I strongly suggest that if you ever stumble upon the opportunity to stand in the middle of a field while three Hangin’ Tree Cowdogs herd an ample population of cattle towards you, enveloping you into their horde, you take it.
We recently spent a morning at the cattle ranch belonging to Carol and Guy Maberry of Hilger, Montana. Replacing the traditional ranch hand is the Hangin’ Tree Cowdog, one of which can often accomplish the work of two people. Hangin’ Tree dogs are bred specifically to trail, find, and move herds of cattle.
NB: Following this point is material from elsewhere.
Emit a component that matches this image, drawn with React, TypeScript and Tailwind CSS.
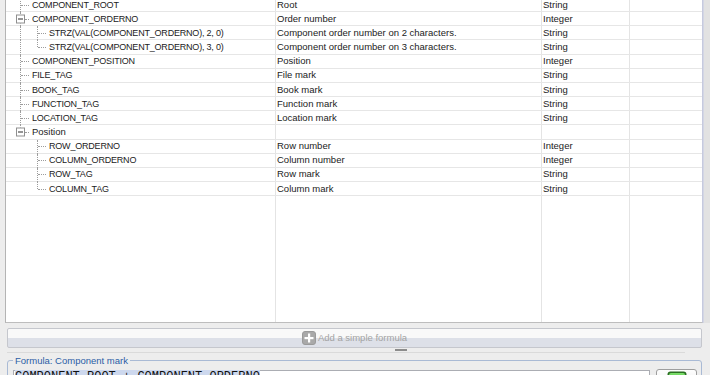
import React from 'react';

type Row = {
  name: string;
  desc: string;
  type: string;
  level: 0 | 1;
  open?: boolean;
  last?: boolean;
  parentHasNext?: boolean;
};

// formula fields tree, scrolled a little so the first row is clipped at the top
const rows: Row[] = [
  { name: 'COMPONENT_ROOT', desc: 'Root', type: 'String', level: 0 },
  { name: 'COMPONENT_ORDERNO', desc: 'Order number', type: 'Integer', level: 0, open: true },
  { name: 'STRZ(VAL(COMPONENT_ORDERNO), 2, 0)', desc: 'Component order number on 2 characters.', type: 'String', level: 1, parentHasNext: true },
  { name: 'STRZ(VAL(COMPONENT_ORDERNO), 3, 0)', desc: 'Component order number on 3 characters.', type: 'String', level: 1, last: true, parentHasNext: true },
  { name: 'COMPONENT_POSITION', desc: 'Position', type: 'Integer', level: 0 },
  { name: 'FILE_TAG', desc: 'File mark', type: 'String', level: 0 },
  { name: 'BOOK_TAG', desc: 'Book mark', type: 'String', level: 0 },
  { name: 'FUNCTION_TAG', desc: 'Function mark', type: 'String', level: 0 },
  { name: 'LOCATION_TAG', desc: 'Location mark', type: 'String', level: 0 },
  { name: 'Position', desc: '', type: '', level: 0, open: true, last: true },
  { name: 'ROW_ORDERNO', desc: 'Row number', type: 'Integer', level: 1 },
  { name: 'COLUMN_ORDERNO', desc: 'Column number', type: 'Integer', level: 1 },
  { name: 'ROW_TAG', desc: 'Row mark', type: 'String', level: 1 },
  { name: 'COLUMN_TAG', desc: 'Column mark', type: 'String', level: 1, last: true },
];

const dot = 'absolute border-dotted border-[#9c9c9c]';

const TreeLines = ({ row }: { row: Row }) => {
  if (row.level === 0) {
    return (
      <>
        <div className={`${dot} left-[14px] top-0 border-l ${row.last ? 'h-1/2' : '-bottom-px'}`} />
        {row.open ? (
          <>
            <div className="absolute left-[10px] top-1/2 -translate-y-1/2 w-[9px] h-[9px] border border-[#8f8f8f] bg-white flex items-center justify-center">
              <div className="w-[5px] h-px bg-[#2d2d2d]" />
            </div>
            <div className={`${dot} left-[19px] top-1/2 w-[4px] border-t`} />
          </>
        ) : (
          <div className={`${dot} left-[15px] top-1/2 w-[8px] border-t`} />
        )}
      </>
    );
  }
  return (
    <>
      {row.parentHasNext && <div className={`${dot} left-[14px] top-0 -bottom-px border-l`} />}
      <div className={`${dot} left-[31px] top-0 border-l ${row.last ? 'h-1/2' : '-bottom-px'}`} />
      <div className={`${dot} left-[32px] top-1/2 w-[8px] border-t`} />
    </>
  );
};

const isCaps = (s: string) => s === s.toUpperCase();

const App = () => {
  return (
    <div className="w-[710px] h-[375px] overflow-hidden bg-[#ededed] flex flex-col font-['Liberation_Sans',Arial,sans-serif] text-[#222]">
      {/* grid */}
      <div className="flex h-[323px] shrink-0">
        <div className="w-[5px] shrink-0" />
        <div className="w-[698px] flex flex-col bg-white border-l border-b border-r border-l-[#b4b4b4] border-b-[#bdbdbd] border-r-[#c6cade] overflow-hidden">
          <div className="-mt-[2px] flex flex-col">
            {rows.map((row) => (
              <div key={row.name} className="flex h-[14.17px] shrink-0 border-b border-[#e6e6e6]">
                <div className="relative w-[270px] shrink-0 border-r border-[#e4e4e4] flex items-center">
                  <TreeLines row={row} />
                  <span
                    className={`whitespace-nowrap leading-[14px] ${row.level === 0 ? 'pl-[26px]' : 'pl-[43px]'} ${
                      isCaps(row.name) ? 'text-[9px] tracking-[-0.2px]' : 'text-[9.5px]'
                    }`}
                  >
                    {row.name}
                  </span>
                </div>
                <div className="w-[266px] shrink-0 border-r border-[#e4e4e4] flex items-center pl-[1px] text-[9.5px] leading-[14px] whitespace-nowrap">
                  {row.desc}
                </div>
                <div className="w-[88px] shrink-0 border-r border-[#e4e4e4] flex items-center pl-[1px] text-[9.5px] leading-[14px]">
                  {row.type}
                </div>
                <div className="flex-1" />
              </div>
            ))}
          </div>
          <div className="flex-1 flex">
            <div className="w-[270px] shrink-0 border-r border-[#e4e4e4]" />
            <div className="w-[266px] shrink-0 border-r border-[#e4e4e4]" />
            <div className="w-[88px] shrink-0 border-r border-[#e4e4e4]" />
            <div className="flex-1" />
          </div>
        </div>
        <div className="w-[7px] shrink-0 border-l border-[#d3d6e4] bg-[#e2e2e2]" />
      </div>

      {/* bottom panel */}
      <div className="flex flex-col pl-[7px] pr-[8px]">
        <button className="mt-[5px] h-[20px] rounded-[2px] border border-[#c5c7cd] bg-[linear-gradient(#f9f9f9_0,#f9f9f9_50%,#dde0e8_50%,#dde0e8_100%)] flex items-center justify-center gap-[2px]">
          <svg width="14" height="14" viewBox="0 0 14 14">
            <rect x="0.5" y="0.5" width="13" height="13" rx="2.5" fill="#a9a9a9" stroke="#9a9a9a" />
            <rect x="6" y="2.5" width="2.2" height="9" fill="#fff" />
            <rect x="2.5" y="6" width="9" height="2.2" fill="#fff" />
          </svg>
          <span className="text-[9.5px] leading-[12px] text-[#a3a3a3]">Add a simple formula</span>
        </button>

        {/* splitter */}
        <div className="mt-[1px] ml-[388px] w-[12px] h-[2px] bg-[#8c8c8c]" />
        <div className="mt-[1px] w-[678px] h-px bg-[#dadada]" />

        <fieldset className="mt-[2px] min-w-0 border border-[#a9bad5] rounded-[3px] pl-[5px] pr-[4px] pt-[3px] h-[40px]">
          <legend className="px-[2px] text-[9.5px] leading-[11px] text-[#2b5da6]">Formula: Component mark</legend>
          <div className="flex items-start gap-[6px]">
            <div className="mt-[1px] flex-1 h-[30px] border border-[#abadb3] bg-white pl-[1px] font-['Liberation_Mono','Courier_New',monospace] text-[12px] leading-[12px] text-[#111] whitespace-nowrap">
              <span className="bg-[#cdd8ee]">COMPONENT_ROOT + COMPONENT_ORDERNO</span>
            </div>
            <div className="w-[41px] h-[30px] rounded-[3px] border border-[#9e9e9e] bg-[linear-gradient(#fdfdfd,#e6e6e6)] flex justify-center pt-[1px]">
              <svg width="20" height="20" viewBox="0 0 20 20">
                <defs>
                  <linearGradient id="gr" x1="0" y1="0" x2="0" y2="1">
                    <stop offset="0" stopColor="#7de06b" />
                    <stop offset="1" stopColor="#1f9a1f" />
                  </linearGradient>
                </defs>
                <rect x="0.5" y="0.5" width="19" height="19" rx="3" fill="#2a6e22" />
                <rect x="2" y="2" width="16" height="16" rx="2" fill="url(#gr)" />
              </svg>
            </div>
          </div>
        </fieldset>
      </div>
    </div>
  );
};

export default App;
During our time with the Maberrys, we met their three primary working dogs (Rio, Pink, and Lucy), and had the good fortune of watching them in action.
Hangin’ Tree Cowdogs were founded and developed in Oklahoma in the 1980s by Gary Ericsson and his son, Choc. To yield the ultimate cowdog, the Ericssons utilized four breeds of dogs:
- 1/4th Kelpie, giving them endurance, toughness, short hair, and strong herding instinct
- 3/8th Border Collie, providing a dog that is a quick learner, an intense herder, and works the livestock by way of authoritative eye contact
- 1/8th Catahoula Leopard, bringing the ability to trail, find, and hold up cattle with their highly sensitive noses
- 1/4th Australian Shepherd, contributing agility and an innate ability to handle cattle (Only one Australian Shepherd was used in the line – “Black Bear” who won Idaho and Montana Stockdog Championships and ultimately sold for $20,000)
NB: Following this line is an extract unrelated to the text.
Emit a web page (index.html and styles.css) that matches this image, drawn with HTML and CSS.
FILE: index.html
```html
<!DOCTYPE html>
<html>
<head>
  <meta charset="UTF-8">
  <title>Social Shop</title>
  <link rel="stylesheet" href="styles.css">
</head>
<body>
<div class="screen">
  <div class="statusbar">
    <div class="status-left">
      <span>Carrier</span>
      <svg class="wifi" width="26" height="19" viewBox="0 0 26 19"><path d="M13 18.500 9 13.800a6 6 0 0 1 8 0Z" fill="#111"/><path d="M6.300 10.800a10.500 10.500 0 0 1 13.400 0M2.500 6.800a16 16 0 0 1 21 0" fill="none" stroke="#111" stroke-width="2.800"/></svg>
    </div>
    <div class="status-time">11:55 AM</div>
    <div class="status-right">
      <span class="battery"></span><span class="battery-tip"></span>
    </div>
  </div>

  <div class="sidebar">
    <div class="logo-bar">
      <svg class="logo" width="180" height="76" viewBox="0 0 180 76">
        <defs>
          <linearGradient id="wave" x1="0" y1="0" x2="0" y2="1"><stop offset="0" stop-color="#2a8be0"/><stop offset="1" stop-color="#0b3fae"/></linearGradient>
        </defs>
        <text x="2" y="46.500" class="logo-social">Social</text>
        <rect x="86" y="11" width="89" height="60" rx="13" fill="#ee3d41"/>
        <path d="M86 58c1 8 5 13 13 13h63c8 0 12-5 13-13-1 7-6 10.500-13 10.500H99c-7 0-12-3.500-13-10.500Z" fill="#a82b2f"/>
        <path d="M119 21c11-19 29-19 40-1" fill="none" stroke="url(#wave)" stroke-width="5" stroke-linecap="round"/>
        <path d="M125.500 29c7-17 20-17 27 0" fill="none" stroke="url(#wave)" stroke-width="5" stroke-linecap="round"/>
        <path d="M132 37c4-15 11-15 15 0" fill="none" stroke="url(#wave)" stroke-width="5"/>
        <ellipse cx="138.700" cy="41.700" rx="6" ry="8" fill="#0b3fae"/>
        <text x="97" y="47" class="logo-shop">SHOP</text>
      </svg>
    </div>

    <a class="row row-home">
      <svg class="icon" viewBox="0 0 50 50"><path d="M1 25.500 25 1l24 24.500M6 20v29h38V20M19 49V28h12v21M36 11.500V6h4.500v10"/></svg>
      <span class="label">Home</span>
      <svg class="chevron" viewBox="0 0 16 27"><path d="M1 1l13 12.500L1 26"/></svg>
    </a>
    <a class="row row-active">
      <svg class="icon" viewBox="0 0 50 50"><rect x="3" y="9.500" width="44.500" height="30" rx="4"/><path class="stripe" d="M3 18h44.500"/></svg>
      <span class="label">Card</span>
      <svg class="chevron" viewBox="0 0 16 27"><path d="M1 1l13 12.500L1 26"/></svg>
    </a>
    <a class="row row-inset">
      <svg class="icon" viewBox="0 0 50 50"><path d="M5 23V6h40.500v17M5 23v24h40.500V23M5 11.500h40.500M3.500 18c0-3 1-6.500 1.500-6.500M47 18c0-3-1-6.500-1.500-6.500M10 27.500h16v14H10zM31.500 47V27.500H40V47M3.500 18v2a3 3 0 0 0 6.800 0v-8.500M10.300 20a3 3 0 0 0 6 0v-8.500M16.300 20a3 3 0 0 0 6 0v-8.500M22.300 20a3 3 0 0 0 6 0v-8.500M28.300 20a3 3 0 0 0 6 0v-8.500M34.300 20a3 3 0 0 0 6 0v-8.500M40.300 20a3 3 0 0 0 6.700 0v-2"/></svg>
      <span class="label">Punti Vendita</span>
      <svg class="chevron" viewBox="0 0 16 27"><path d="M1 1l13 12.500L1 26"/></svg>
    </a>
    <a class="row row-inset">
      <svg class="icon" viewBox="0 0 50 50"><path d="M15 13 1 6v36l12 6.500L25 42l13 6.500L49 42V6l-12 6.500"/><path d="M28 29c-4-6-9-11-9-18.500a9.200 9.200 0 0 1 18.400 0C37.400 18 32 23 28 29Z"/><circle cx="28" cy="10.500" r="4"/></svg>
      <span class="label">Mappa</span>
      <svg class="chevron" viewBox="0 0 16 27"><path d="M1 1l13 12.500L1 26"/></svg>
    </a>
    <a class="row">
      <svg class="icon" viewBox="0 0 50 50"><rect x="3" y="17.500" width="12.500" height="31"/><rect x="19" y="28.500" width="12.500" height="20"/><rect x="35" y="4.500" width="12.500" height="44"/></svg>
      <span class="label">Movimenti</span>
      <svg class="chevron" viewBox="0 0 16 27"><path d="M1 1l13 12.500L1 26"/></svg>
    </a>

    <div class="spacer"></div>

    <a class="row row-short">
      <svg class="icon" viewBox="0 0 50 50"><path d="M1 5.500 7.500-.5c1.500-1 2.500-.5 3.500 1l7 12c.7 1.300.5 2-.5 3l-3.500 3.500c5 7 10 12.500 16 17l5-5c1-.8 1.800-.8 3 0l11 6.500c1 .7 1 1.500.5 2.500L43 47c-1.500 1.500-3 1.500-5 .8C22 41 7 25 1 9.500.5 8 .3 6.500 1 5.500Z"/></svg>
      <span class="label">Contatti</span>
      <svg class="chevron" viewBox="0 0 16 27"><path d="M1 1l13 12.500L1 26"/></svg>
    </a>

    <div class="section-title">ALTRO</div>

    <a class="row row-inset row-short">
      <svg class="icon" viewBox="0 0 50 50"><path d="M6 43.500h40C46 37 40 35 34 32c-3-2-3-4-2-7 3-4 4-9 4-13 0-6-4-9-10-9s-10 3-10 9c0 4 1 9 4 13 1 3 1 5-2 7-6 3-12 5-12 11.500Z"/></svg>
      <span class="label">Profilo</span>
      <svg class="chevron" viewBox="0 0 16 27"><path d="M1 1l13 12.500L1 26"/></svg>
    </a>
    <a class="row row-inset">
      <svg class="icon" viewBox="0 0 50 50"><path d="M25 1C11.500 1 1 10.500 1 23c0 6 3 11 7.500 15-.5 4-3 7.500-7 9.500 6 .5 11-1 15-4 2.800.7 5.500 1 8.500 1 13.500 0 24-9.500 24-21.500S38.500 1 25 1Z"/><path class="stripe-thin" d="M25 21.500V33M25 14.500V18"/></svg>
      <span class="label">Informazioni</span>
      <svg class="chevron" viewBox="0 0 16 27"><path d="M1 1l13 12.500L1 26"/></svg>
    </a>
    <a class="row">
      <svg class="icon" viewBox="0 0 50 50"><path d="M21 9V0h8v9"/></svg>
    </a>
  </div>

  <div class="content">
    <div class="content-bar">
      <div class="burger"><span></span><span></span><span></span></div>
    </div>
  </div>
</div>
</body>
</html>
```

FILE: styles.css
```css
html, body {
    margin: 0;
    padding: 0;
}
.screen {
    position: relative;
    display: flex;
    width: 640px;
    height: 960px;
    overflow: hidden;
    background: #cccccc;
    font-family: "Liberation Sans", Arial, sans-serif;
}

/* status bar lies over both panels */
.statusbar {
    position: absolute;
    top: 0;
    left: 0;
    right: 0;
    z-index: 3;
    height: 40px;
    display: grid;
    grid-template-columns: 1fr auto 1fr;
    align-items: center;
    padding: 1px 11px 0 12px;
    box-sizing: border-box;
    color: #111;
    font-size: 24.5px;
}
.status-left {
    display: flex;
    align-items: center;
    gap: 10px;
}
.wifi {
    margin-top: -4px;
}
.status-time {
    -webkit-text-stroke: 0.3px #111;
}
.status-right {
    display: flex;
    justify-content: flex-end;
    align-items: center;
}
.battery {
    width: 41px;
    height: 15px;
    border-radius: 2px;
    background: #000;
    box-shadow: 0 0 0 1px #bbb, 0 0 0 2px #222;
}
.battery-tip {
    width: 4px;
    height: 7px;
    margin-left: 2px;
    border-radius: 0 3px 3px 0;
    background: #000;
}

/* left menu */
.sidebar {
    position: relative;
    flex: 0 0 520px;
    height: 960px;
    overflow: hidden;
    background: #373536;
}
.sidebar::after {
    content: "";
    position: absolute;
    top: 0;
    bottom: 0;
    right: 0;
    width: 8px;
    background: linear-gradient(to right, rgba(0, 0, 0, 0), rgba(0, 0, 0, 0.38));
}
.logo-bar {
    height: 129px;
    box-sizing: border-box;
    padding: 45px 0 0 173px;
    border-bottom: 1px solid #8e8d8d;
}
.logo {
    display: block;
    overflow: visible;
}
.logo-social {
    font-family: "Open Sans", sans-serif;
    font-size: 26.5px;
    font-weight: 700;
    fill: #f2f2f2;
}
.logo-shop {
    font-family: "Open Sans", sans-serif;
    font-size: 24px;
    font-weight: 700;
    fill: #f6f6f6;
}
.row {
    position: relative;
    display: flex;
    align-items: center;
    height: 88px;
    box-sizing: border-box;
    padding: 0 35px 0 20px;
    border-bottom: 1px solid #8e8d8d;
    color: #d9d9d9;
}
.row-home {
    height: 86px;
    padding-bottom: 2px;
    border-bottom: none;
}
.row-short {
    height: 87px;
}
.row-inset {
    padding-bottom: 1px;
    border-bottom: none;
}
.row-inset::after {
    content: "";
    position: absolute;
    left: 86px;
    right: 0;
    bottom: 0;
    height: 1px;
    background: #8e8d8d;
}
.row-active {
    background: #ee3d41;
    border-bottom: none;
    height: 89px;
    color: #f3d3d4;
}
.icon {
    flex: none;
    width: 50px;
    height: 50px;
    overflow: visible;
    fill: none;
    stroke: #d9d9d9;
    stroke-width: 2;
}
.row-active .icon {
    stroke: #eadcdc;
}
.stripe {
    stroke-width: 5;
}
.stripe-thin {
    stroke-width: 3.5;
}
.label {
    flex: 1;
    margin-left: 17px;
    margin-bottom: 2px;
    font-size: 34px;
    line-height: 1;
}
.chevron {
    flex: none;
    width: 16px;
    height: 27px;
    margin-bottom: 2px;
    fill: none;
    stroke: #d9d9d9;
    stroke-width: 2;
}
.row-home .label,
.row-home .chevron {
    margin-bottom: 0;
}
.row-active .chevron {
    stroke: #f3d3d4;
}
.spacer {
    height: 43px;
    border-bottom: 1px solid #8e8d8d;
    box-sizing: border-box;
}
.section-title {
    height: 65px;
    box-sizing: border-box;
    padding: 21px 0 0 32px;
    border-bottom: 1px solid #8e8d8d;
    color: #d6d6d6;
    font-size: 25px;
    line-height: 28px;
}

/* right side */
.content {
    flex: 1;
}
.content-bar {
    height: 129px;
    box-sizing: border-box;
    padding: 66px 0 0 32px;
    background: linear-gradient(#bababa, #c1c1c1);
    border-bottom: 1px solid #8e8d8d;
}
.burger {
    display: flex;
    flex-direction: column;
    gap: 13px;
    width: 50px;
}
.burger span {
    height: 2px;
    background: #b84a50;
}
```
Hangin’ Tree Cowdogs are bred for endurance, intelligence, courageousness, loyalty, and their willingness and ability to perform grueling work under harsh conditions. Their coat is short and slick, an effective defense against bothersome stickers and burs while working in the field. They are able to work in both heat and cold; the development of a thick undercoat during the winter months serves to protect them from bitter temperatures. Their tails are docked to help avoid injury – some naturally, some surgically. Unlike other dog registration requirements, the Hangin’ Tree Cowdog Association bases registry on performance. Dogs must show a willingness to nip at both the heads and heels of cattle in order to be certified.
For me, the most notable trait that these dogs possess is the ability to control their impulses. Their genetics compel them to work the herd, moving them as directed by whistles or verbal commands provided by their handler or by their ingrained instincts. The concentration they maintain on the livestock is impassioned, unwavering, and palpable. Although many of their movements are self-directed based on experience, the handler will interject a command when needed. At times, it is necessary to get the dogs to cease driving the herd at all. From across the field, Guy can override their innate drive to push the herd with a simple “down,” and they will drop to the ground, quivering in anticipation of his next directive.
Back to the scene in which the dogs are driving the entire herd straight towards and around me. I’m a California girl, having become a resident of Montana only recently. Although I have experience working directly with animals for more years than I care to count, I found myself slightly nervous to have 30+ head of cattle moving directly towards us as Carol and I stood in the middle of the field. As Guy was directing the dogs, I glanced inconspicuously at Carol to pick up on any hints that we should start running for our lives, but there were none. As they passed, I could hear the beat of their hooves against the dry earth, strong enough to feel its pulse in my chest. I listened to the chorus of their grunts and puffs of protest. Shimmering strings of saliva fell from their muzzles to the dusty earth below. I could smell their musty, earthy, leathery scent.
After they passed and I caught my breath, I couldn’t wait for the dogs to bring them back my way again.